Blinding moments of un-conviction

Our new Book Group begins this Wednesday and will meet for two weeks at my house–so I’ve been reading Christopher Hitchens’ god is not Great: How Religion Poisons Everything. There is a lot that I like about him as a writer. I like his wry witticisms. For example, in describing people who have “abandoned faith after a difficult struggle” he writes, “Some of them had blinding moments of un-conviction,” and compares that to Paul’s conversion on the road to Damascus (p 5).

Blinding moments of un-conviction. I love that. It captures well that human experience when we suddenly realize that our paradigm has been all wrong and our perceptions seem to shift 25 or 50 or 90 degrees in one direction or another. We see things we didn’t see before. The world opens up before us like a flower and we see it like Georgie O’Keefe saw flowers. How could we have missed that before??

Illumination. Revelation. I do believe that getting free from a limiting idea can sometimes happen like that. And God knows 😉 many religious ideas are and have been very limiting. Many people who come to Wicker Park Grace have been deeply wounded by Christianity and we try to keep an open space there for healing these wounds.

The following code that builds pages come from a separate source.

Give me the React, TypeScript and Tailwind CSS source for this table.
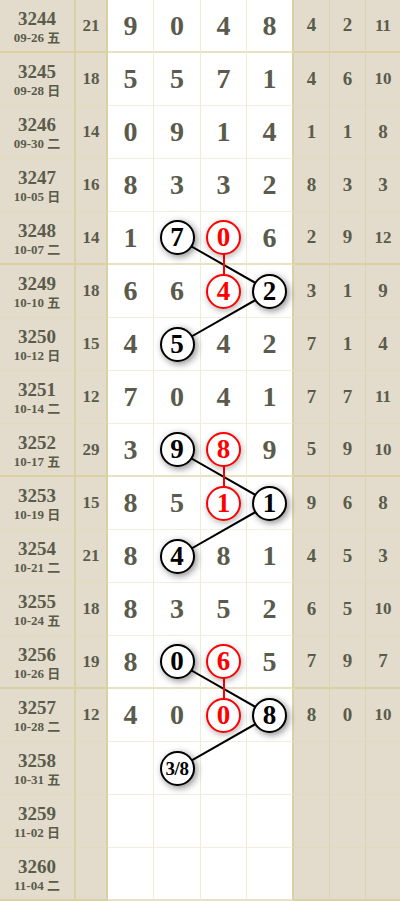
type Row = { p: string; d: string; s: string; n: string[]; r: string[] };

// "*" = black ball, "!" = red ball
const rows: Row[] = [
  { p: "3244", d: "09-26 五", s: "21", n: ["9", "0", "4", "8"], r: ["4", "2", "11"] },
  { p: "3245", d: "09-28 日", s: "18", n: ["5", "5", "7", "1"], r: ["4", "6", "10"] },
  { p: "3246", d: "09-30 二", s: "14", n: ["0", "9", "1", "4"], r: ["1", "1", "8"] },
  { p: "3247", d: "10-05 日", s: "16", n: ["8", "3", "3", "2"], r: ["8", "3", "3"] },
  { p: "3248", d: "10-07 二", s: "14", n: ["1", "*7", "!0", "6"], r: ["2", "9", "12"] },
  { p: "3249", d: "10-10 五", s: "18", n: ["6", "6", "!4", "*2"], r: ["3", "1", "9"] },
  { p: "3250", d: "10-12 日", s: "15", n: ["4", "*5", "4", "2"], r: ["7", "1", "4"] },
  { p: "3251", d: "10-14 二", s: "12", n: ["7", "0", "4", "1"], r: ["7", "7", "11"] },
  { p: "3252", d: "10-17 五", s: "29", n: ["3", "*9", "!8", "9"], r: ["5", "9", "10"] },
  { p: "3253", d: "10-19 日", s: "15", n: ["8", "5", "!1", "*1"], r: ["9", "6", "8"] },
  { p: "3254", d: "10-21 二", s: "21", n: ["8", "*4", "8", "1"], r: ["4", "5", "3"] },
  { p: "3255", d: "10-24 五", s: "18", n: ["8", "3", "5", "2"], r: ["6", "5", "10"] },
  { p: "3256", d: "10-26 日", s: "19", n: ["8", "*0", "!6", "5"], r: ["7", "9", "7"] },
  { p: "3257", d: "10-28 二", s: "12", n: ["4", "0", "!0", "*8"], r: ["8", "0", "10"] },
  { p: "3258", d: "10-31 五", s: "", n: ["", "*3/8", "", ""], r: ["", "", ""] },
  { p: "3259", d: "11-02 日", s: "", n: ["", "", "", ""], r: ["", "", ""] },
  { p: "3260", d: "11-04 二", s: "", n: ["", "", "", ""], r: ["", "", ""] },
];

const digitW = ["w-[46px]", "w-[47px]", "w-[46px]", "w-[47px]"];
const rightW = ["w-[36px]", "w-[36px]", "w-[34px]"];

// centres of the digit columns / rows, for the link lines
const cx = [131, 177.5, 224, 270.5];
const cy = (i: number) => i * 53 + 26.5;

const black: [number, number, number, number][] = [
  [4, 1, 5, 3],
  [5, 3, 6, 1],
  [8, 1, 9, 3],
  [9, 3, 10, 1],
  [12, 1, 13, 3],
  [13, 3, 14, 1],
];
const red: [number, number][] = [
  [4, 5],
  [8, 9],
  [12, 13],
];

function Cell({ v }: { v: string }) {
  if (v.startsWith("*") || v.startsWith("!")) {
    const isRed = v[0] === "!";
    const t = v.slice(1);
    return (
      <div
        className={
          isRed
            ? "relative z-10 flex h-[35px] w-[35px] items-center justify-center rounded-full border-2 border-[#f00] bg-white font-bold text-[#f00] shadow-[1px_2px_6px_rgba(0,0,0,0.3)]"
            : "relative z-10 flex h-[35px] w-[35px] items-center justify-center rounded-full border-2 border-black bg-white font-bold text-black shadow-[2px_2px_7px_rgba(0,0,0,0.45)]"
        }
      >
        <span className={t.length > 1 ? "text-[19px] leading-none tracking-tight" : "text-[27px] leading-none"}>{t}</span>
      </div>
    );
  }
  return <span className="text-[28px] font-bold text-[#5a5b4c]">{v}</span>;
}

export default function App() {
  return (
    <div className="relative w-[400px] font-['Liberation_Serif','Noto_Sans_CJK_SC',serif]">
      {rows.map((row, i) => {
        const thick = i % 4 === 0;
        const bb = thick ? "border-b-2 border-b-[#d9d0a4]" : "border-b border-b-[#e2dab8]";
        const wb = thick ? "border-b-2 border-b-[#e8e1c2]" : "border-b border-b-[#f2eedd]";
        return (
          <div key={row.p} className="flex h-[53px]">
            <div className={`flex w-[76px] flex-col items-center justify-center border-r-2 border-r-[#d9d0a4] bg-[#e3dbcb] pt-[2px] ${bb}`}>
              <span className="text-[19px] font-bold leading-[21px] text-[#5a5b4c]">{row.p}</span>
              <span className="text-[13px] font-bold leading-[17px] text-[#5a5b4c]">{row.d}</span>
            </div>
            <div className={`flex w-[32px] items-center justify-center border-r-2 border-r-[#d9d0a4] bg-[#e3dbcb] text-[17px] font-bold text-[#5a5b4c] ${bb}`}>
              {row.s}
            </div>
            {row.n.map((v, j) => (
              <div
                key={j}
                className={`flex ${digitW[j]} items-center justify-center bg-white ${wb} ${
                  j === 3 ? "border-r-2 border-r-[#d9d0a4]" : "border-r border-r-[#f0ecd9]"
                }`}
              >
                <Cell v={v} />
              </div>
            ))}
            {row.r.map((v, j) => (
              <div
                key={j}
                className={`flex ${rightW[j]} items-center justify-center bg-[#e3dbcb] font-bold text-[#5a5b4c] ${bb} ${
                  j < 2 ? "border-r border-r-[#ddd4ae]" : ""
                } ${v.length > 1 ? "text-[17px]" : "text-[19px]"}`}
              >
                {v}
              </div>
            ))}
          </div>
        );
      })}
      <svg className="pointer-events-none absolute left-0 top-0" width="400" height="901">
        {black.map(([r1, c1, r2, c2], k) => (
          <line key={k} x1={cx[c1]} y1={cy(r1)} x2={cx[c2]} y2={cy(r2)} stroke="#000" strokeWidth="2" />
        ))}
        {red.map(([r1, r2], k) => (
          <line key={k} x1={cx[2]} y1={cy(r1)} x2={cx[2]} y2={cy(r2)} stroke="#f00" strokeWidth="2" />
        ))}
      </svg>
    </div>
  );
}
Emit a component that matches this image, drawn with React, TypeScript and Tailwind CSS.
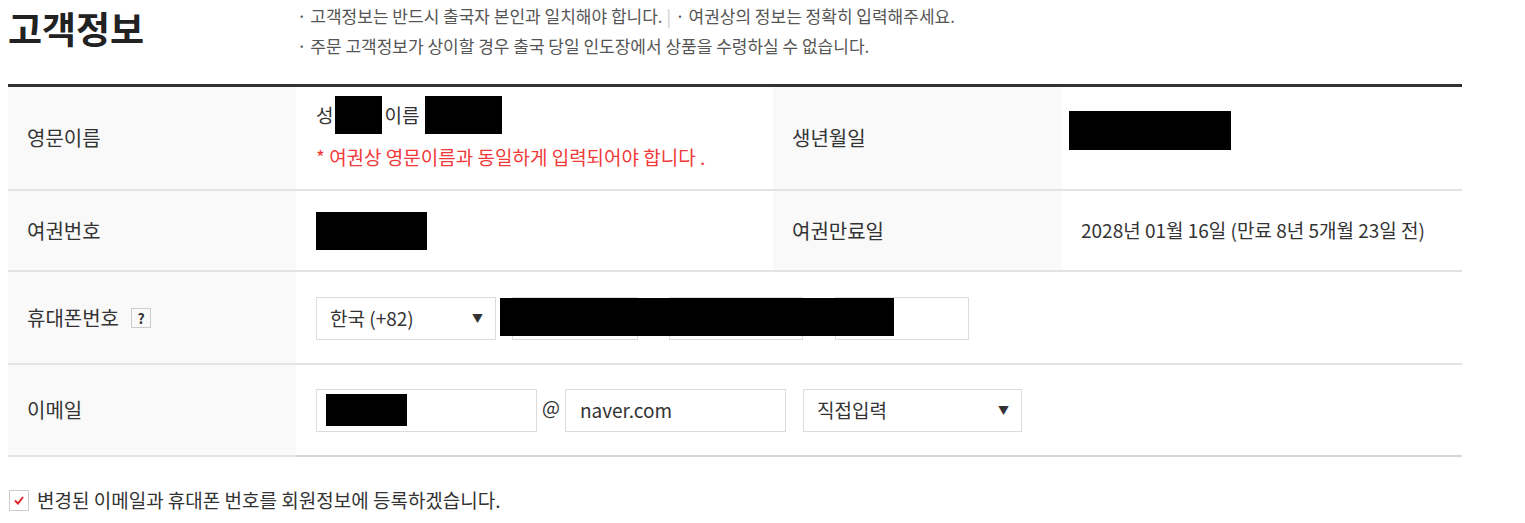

Sometimes the wounds can only heal by walking away from the tradition. Other times people heal a bit by being accepted in community and loved and supported while they undo the bad thinking that has injured them; or while they name and renounce the explicitly or implicitly damaging ideologies they have been taught to embrace.

Sometimes, after healing a bit in community, they still have to walk away. The damage done to them by a particular brand of Christian tradition has been too deeply embedded in their psyches and it can’t be redeemed or reinterpreted enough to let them heal. They have to jettison the whole bit.

That happened to me as a young pre-teen, and it happened to author Anne Rice this week. On her Facebook page (Wednesday, July 28) she wrote,

“As I said below, I quit being a Christian. I’m out. In the name of Christ, I refuse to be anti-gay. I refuse to be anti-feminist. I refuse to be anti-artificial birth control. I refuse to be anti-Democrat. I refuse to be anti-secular humanism. I refuse to be anti-science. I refuse to be anti-life. In the name of …Christ, I quit Christianity and being Christian. Amen.”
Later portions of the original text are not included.